Der Euro ist nicht nur ein wirtschaftlicher Erfolg. Er wirkt auch weit über den Rahmen der Geldpolitik hinaus. Heute zahlen etwa 320 Millionen Menschen mit der gleichen Währung. Damit teilen sie etwas Alltägliches. Das stiftet Identität. So ist der Euro auch Symbol und Motor des Zusammenwachsens und Zusammenlebens in Europa.

Bundeskanzlerin Angela Merkel

In einigen EU-Ländern sieht man das offenbar ganz anders. Dort zögert man, die Gemeinschaftswährung einzuführen. Und das, obwohl das mit dem Beitritt zur Europäischen Union bindend zugesagt worden ist. In Dänemark und Schweden wird man wohl sobald nicht mit dem Euro zahlen (können). Große Teile der Bevölkerung sind in beiden Ländern dagegen. Auch Polen hat sich bislang nicht auf einen Termin für die Einführung des Euro  festgelegt. Laut einer Umfrage von 2013 will jeder zweite Bürger lieber den Zloty behalten. Und so meint Pawel Swidlick von der Denkfabrik "Open Europe" denn auch:

Polen ist in einer ähnlichen Situation wie Dänemark und Schweden, und von denen wird keiner den Euro innerhalb der nächsten zehn bis 20 Jahre einführen.

Pawel Swidlick

Noch deutlicher wurde der ungarische Ministerpräsident Viktor Orban. Er sehe für sein Land keine Notwendigkeit mehr, den Euro einzuführen, sagte er 2012 dem Handelsblatt. 2014 konkretisierte er seine Haltung im Gespräch mit Bundestagspräsident Norbert Lammers. Die angestrebte Einführung des Euro komme erst bei Erreichen einer wesentlich höheren Wirtschaftsleistung Ungarns in Frage. Dafür sei trotz der positiven wirtschaftlichen Entwicklung in Ungarn ein Zeitplan derzeit nicht abzusehen.

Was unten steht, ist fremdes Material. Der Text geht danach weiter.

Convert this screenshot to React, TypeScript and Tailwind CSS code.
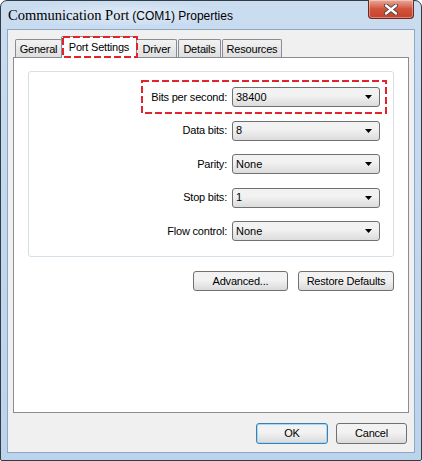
import { ReactNode } from 'react';

const ui = "font-['Liberation_Sans',Arial,sans-serif]";

interface ComboProps {
  label: string;
  value: string;
}

const fields: ComboProps[] = [
  { label: 'Bits per second:', value: '38400' },
  { label: 'Data bits:', value: '8' },
  { label: 'Parity:', value: 'None' },
  { label: 'Stop bits:', value: '1' },
  { label: 'Flow control:', value: 'None' },
];

// dashed red annotation drawn over content
function Highlight({ className, w, h }: { className: string; w: number; h: number }) {
  return (
    <svg className={`absolute pointer-events-none ${className}`} width={w} height={h} viewBox={`0 0 ${w} ${h}`}>
      <rect x="1" y="1" width={w - 2} height={h - 2} fill="none" stroke="#e3232b" strokeWidth="2" strokeDasharray="7 3" />
    </svg>
  );
}

function Combo({ label, value }: ComboProps) {
  return (
    <div className="flex items-center justify-end h-[20px]">
      <span className="text-[11px] text-black mr-[5px] tracking-[-0.2px]">{label}</span>
      <div className="w-[148px] h-[20px] rounded-[3px] border border-[#707070] bg-gradient-to-b from-[#f2f2f2] from-40% to-[#dcdcdc] flex items-center justify-between pl-[3px] pr-[7px]">
        <span className="text-[11px] text-black">{value}</span>
        <svg width="7" height="4" viewBox="0 0 7 4">
          <path d="M0 0h7L3.5 4z" fill="#000" />
        </svg>
      </div>
    </div>
  );
}

function Button({ children, className = '', isDefault = false }: { children: ReactNode; className?: string; isDefault?: boolean }) {
  return (
    <button
      className={`h-[20px] rounded-[3px] border ${isDefault ? 'border-[#3c7fb1] shadow-[inset_0_0_0_1px_#a7d9f5]' : 'border-[#707070]'} bg-gradient-to-b from-[#f2f2f2] from-45% to-[#dadada] text-[11px] text-black tracking-[-0.2px] ${className}`}
    >
      {children}
    </button>
  );
}

function Tab({ children, active = false, className = '' }: { children: ReactNode; active?: boolean; className?: string }) {
  if (active) {
    return (
      <div className={`relative h-[22px] -mb-[1px] z-10 bg-white border border-b-0 border-[#898c95] rounded-t-[2px] flex items-start justify-center pt-[2px] text-[11px] tracking-[-0.2px] text-black ${className}`}>
        {children}
      </div>
    );
  }
  return (
    <div className={`h-[18px] bg-gradient-to-b from-[#f2f2f2] to-[#dfdfdf] border border-b-0 border-[#898c95] rounded-t-[2px] flex items-center justify-center pt-[2px] text-[11px] tracking-[-0.2px] text-black ${className}`}>
      {children}
    </div>
  );
}

export default function App() {
  return (
    <div className={`${ui} w-[422px] h-[461px] bg-white`}>
      <div className="relative w-[422px] h-[461px] rounded-t-[7px] rounded-b-[2px] border border-[#333b45] bg-gradient-to-b from-[#c9dcf0] to-[#bcd3ec] flex flex-col px-[6px] pb-[7px]">
        {/* Title bar */}
        <div className="h-[28px] flex items-start justify-between">
          <div className="flex items-baseline pt-[4px] pl-[1px] bg-[radial-gradient(ellipse_at_center,rgba(255,255,255,0.45),rgba(255,255,255,0)_70%)]">
            <span className="font-['Liberation_Serif',serif] text-[14.5px] text-black">Communication Port</span>
            <span className="text-[12px] text-black ml-[3px]">(COM1) Properties</span>
          </div>
          <div className="-mt-[1px] mr-[1px] w-[46px] h-[19px] rounded-b-[4px] border border-[#6b2a20] border-t-0 bg-gradient-to-b from-[#e9a99a] via-[#d0533b] to-[#c8422a] flex items-center justify-center shadow-[inset_0_0_0_1px_rgba(255,255,255,0.35)]">
            <svg width="14" height="11" viewBox="0 0 14 11">
              <path d="M2 1.5 L12 9.5 M12 1.5 L2 9.5" stroke="#3a3a3a" strokeWidth="4" strokeLinecap="round" />
              <path d="M2 1.5 L12 9.5 M12 1.5 L2 9.5" stroke="#ffffff" strokeWidth="2.4" strokeLinecap="round" />
            </svg>
          </div>
        </div>

        {/* Client area */}
        <div className="flex-1 border border-[#8ea7c3] bg-[#f0f0f0] flex flex-col px-[5px] pt-[6px] pb-[7px]">
          <div className="relative flex items-end pl-[2px]">
            <Tab className="w-[47px]">General</Tab>
            <Tab active className="w-[76px] -mx-[1px]">Port Settings</Tab>
            <Tab className="w-[41px]">Driver</Tab>
            <Tab className="w-[43px] ml-[1px]">Details</Tab>
            <Tab className="w-[60px] ml-[1px]">Resources</Tab>
            <Highlight className="left-[49px] top-0 z-20" w={76} h={22} />
          </div>

          <div className="relative h-[356px] bg-white border border-[#898c95] flex flex-col px-[14px] pt-[13px]">
            <div className="h-[186px] rounded-[3px] border border-[#d5dfe5] flex flex-col gap-[13.5px] pt-[15px] pr-[13px]">
              {fields.map((f) => (
                <Combo key={f.label} label={f.label} value={f.value} />
              ))}
            </div>
            <div className="flex justify-end gap-[10px] mt-[14px]">
              <Button className="w-[95px]">Advanced...</Button>
              <Button className="w-[96px]">Restore Defaults</Button>
            </div>
            <Highlight className="left-[127px] top-[22px]" w={246} h={34} />
          </div>

          <div className="flex justify-end gap-[8px] mt-[10px] pr-[2px]">
            <Button isDefault className="w-[72px] h-[21px]">OK</Button>
            <Button className="w-[71px] h-[21px]">Cancel</Button>
          </div>
        </div>
      </div>
    </div>
  );
}
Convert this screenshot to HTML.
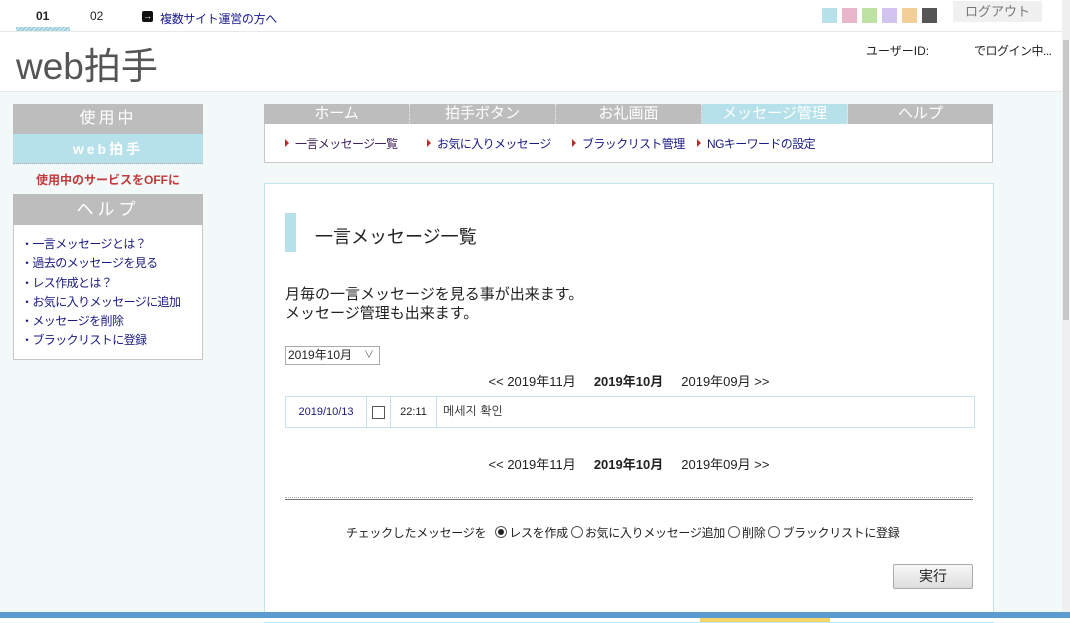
<!DOCTYPE html>
<html><head><meta charset="utf-8"><style>
*{margin:0;padding:0;box-sizing:border-box}
body{width:1070px;height:622px;overflow:hidden;background:#f3f8f8;font-family:"Liberation Sans","Noto Sans CJK JP",sans-serif;font-size:12px;color:#222;position:relative}
.a{position:absolute}
.top{left:0;top:0;width:1062px;height:32px;background:#fff;border-bottom:1px solid #e6eaea}
.head{left:0;top:32px;width:1062px;height:60px;background:#fff;border-bottom:1px solid #e3ecec}
.sq{top:8px;width:15px;height:15px}
.side{left:13px;width:190px}
.gh{background:#bdbdbd;color:#fff;text-align:center}
.nav{left:264px;top:104px;width:729px;height:20px;background:#bdbdbd;display:flex}
.nav div{flex:1;color:#fff;text-align:center;font-size:15px;line-height:20px;border-right:1px dotted #eee}
.sub{left:264px;top:124px;width:729px;height:39px;background:#fff;border:1px solid #c8c8c8;border-top:none}
.sub span{position:absolute;top:11px;font-size:12px;color:#1a1a80;letter-spacing:-0.6px;white-space:nowrap}
.sub span:before{content:"";display:inline-block;border-left:4px solid #b03030;border-top:4px solid transparent;border-bottom:4px solid transparent;margin-right:6px;vertical-align:1px}
.main{left:264px;top:183px;width:730px;height:440px;background:#fff;border:1px solid #c3e4ea}
.mn{left:264px;width:730px;text-align:center;font-size:13px}
.rad{display:inline-block;width:12px;height:12px;border:1px solid #555;border-radius:50%;vertical-align:-1px;margin-right:2px;position:relative}
</style></head><body>
<div class="a top"></div>
<div class="a" style="left:36px;top:9px;font-weight:bold;font-size:12px">01</div>
<div class="a" style="left:16px;top:27px;width:54px;height:4px;background:repeating-linear-gradient(135deg,#9dd0da 0 2px,#d6eef2 2px 3px)"></div>
<div class="a" style="left:90px;top:9px;font-size:12px">02</div>
<div class="a" style="left:142px;top:11px;width:11px;height:11px;background:#111;border-radius:2px;color:#fff;font-size:9px;line-height:11px;text-align:center">→</div>
<div class="a" style="left:160px;top:10px;font-size:12px;color:#1a1a90;letter-spacing:-0.3px">複数サイト運営の方へ</div>
<div class="a sq" style="left:822px;background:#b6e0ea"></div>
<div class="a sq" style="left:842px;background:#e9b5c9"></div>
<div class="a sq" style="left:862px;background:#bde2a2"></div>
<div class="a sq" style="left:882px;background:#d3c4ef"></div>
<div class="a sq" style="left:902px;background:#f2cf97"></div>
<div class="a sq" style="left:922px;background:#555"></div>
<div class="a" style="left:953px;top:1px;width:89px;height:21px;background:#f0f0f0;color:#777;font-size:13px;text-align:center;line-height:21px">ログアウト</div>
<div class="a" style="left:1062px;top:0;width:8px;height:612px;background:#f0f0f0"></div>
<div class="a" style="left:1063px;top:40px;width:6px;height:280px;background:#c8c8c8"></div>
<div class="a head"></div>
<div class="a" style="left:16px;top:45px;font-size:37px;color:#555;line-height:44px">web拍手</div>
<div class="a" style="left:866px;top:42px;font-size:12px">ユーザーID:</div>
<div class="a" style="left:974px;top:42px;font-size:12px;letter-spacing:-0.5px">でログイン中...</div>

<div class="a side gh" style="top:104px;height:30px;font-size:16px;line-height:30px;letter-spacing:3px">使用中</div>
<div class="a side" style="top:134px;height:30px;background:#b6e1ea;color:#fff;font-weight:bold;text-align:center;font-size:14px;line-height:30px;letter-spacing:3px;border-bottom:1px dotted #aaa">web拍手</div>
<div class="a side" style="top:171px;text-align:center;color:#c23a3a;font-weight:bold;font-size:12px">使用中のサービスをOFFに</div>
<div class="a side gh" style="top:194px;height:31px;font-size:17px;line-height:31px;letter-spacing:4px">ヘルプ</div>
<div class="a side" style="top:225px;height:135px;background:#fff;border:1px solid #c8c8c8;border-top:none;padding:10px 0 0 7px;font-size:12px;line-height:19.3px;color:#1a1a80;letter-spacing:-0.6px">・一言メッセージとは？<br>・過去のメッセージを見る<br>・レス作成とは？<br>・お気に入りメッセージに追加<br>・メッセージを削除<br>・ブラックリストに登録</div>

<div class="a nav"><div>ホーム</div><div>拍手ボタン</div><div>お礼画面</div><div style="background:#b6e1ea">メッセージ管理</div><div style="border:none">ヘルプ</div></div>
<div class="a sub"><span style="left:20px;color:#40205a">一言メッセージ一覧</span><span style="left:162px">お気に入りメッセージ</span><span style="left:307px">ブラックリスト管理</span><span style="left:432px">NGキーワードの設定</span></div>

<div class="a main"></div>
<div class="a" style="left:285px;top:213px;width:11px;height:39px;background:#b6e1ea"></div>
<div class="a" style="left:315px;top:223px;font-size:18px">一言メッセージ一覧</div>
<div class="a" style="left:285px;top:285px;font-size:15px;line-height:19px">月毎の一言メッセージを見る事が出来ます。<br>メッセージ管理も出来ます。</div>
<div class="a" style="left:285px;top:346px;width:95px;height:19px;border:1px solid #aaa;background:#fff;font-size:12px;line-height:17px;padding-left:2px">2019年10月 <span style="position:absolute;right:5px;color:#666;font-size:10px">∨</span></div>
<div class="a mn" style="top:371px">&lt;&lt; 2019年11月 &nbsp;&nbsp;&nbsp; <b>2019年10月</b> &nbsp;&nbsp;&nbsp; 2019年09月 &gt;&gt;</div>
<div class="a" style="left:285px;top:396px;width:690px;height:32px;border:1px solid #c3e4ea;font-size:11px">
<div class="a" style="left:0;top:0;width:81px;height:30px;border-right:1px solid #c3e4ea;color:#1a1a80;text-align:center;line-height:30px">2019/10/13</div>
<div class="a" style="left:86px;top:9px;width:13px;height:13px;border:1px solid #555"></div>
<div class="a" style="left:104px;top:0;width:47px;height:30px;border-left:1px solid #c3e4ea;border-right:1px solid #c3e4ea;text-align:center;line-height:30px">22:11</div>
<div class="a" style="left:157px;top:0;line-height:28px;font-size:12px;font-family:'Liberation Sans','NanumGothic',sans-serif">메세지 확인</div>
</div>
<div class="a mn" style="top:454px">&lt;&lt; 2019年11月 &nbsp;&nbsp;&nbsp; <b>2019年10月</b> &nbsp;&nbsp;&nbsp; 2019年09月 &gt;&gt;</div>
<div class="a" style="left:285px;top:497px;width:688px;height:3px;border-top:1px dotted #aaa;border-bottom:1px solid #777"></div>
<div class="a" style="left:346px;top:524px;font-size:12px;letter-spacing:-0.3px">チェックしたメッセージを &nbsp;&nbsp;<span class="rad"><span style="position:absolute;left:2px;top:2px;width:6px;height:6px;background:#222;border-radius:50%"></span></span>レスを作成 <span class="rad"></span>お気に入りメッセージ追加 <span class="rad"></span>削除 <span class="rad"></span>ブラックリストに登録</div>
<div class="a" style="left:893px;top:564px;width:80px;height:25px;border:1px solid #aaa;border-radius:2px;background:linear-gradient(#f8f8f8,#ddd);text-align:center;line-height:23px;font-size:14px">実行</div>
<div class="a" style="left:0;top:612px;width:1070px;height:6px;background:#5c9bd0"></div>
<div class="a" style="left:0;top:618px;width:1070px;height:4px;background:#fff"></div>
<div class="a" style="left:700px;top:618px;width:130px;height:4px;background:#f3d36a"></div>
</body></html>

Hatte der deutsch-britische Soziologe Ralf Dahrendorf mit seinen Zweifeln am Euro, die er 1995 in einem Spiegel-Interview äußerte, Recht?

Die Währungsunion ist ein großer Irrtum, ein abenteuerliches, waghalsiges und verfehltes Ziel, das Europa nicht eint, sondern spaltet.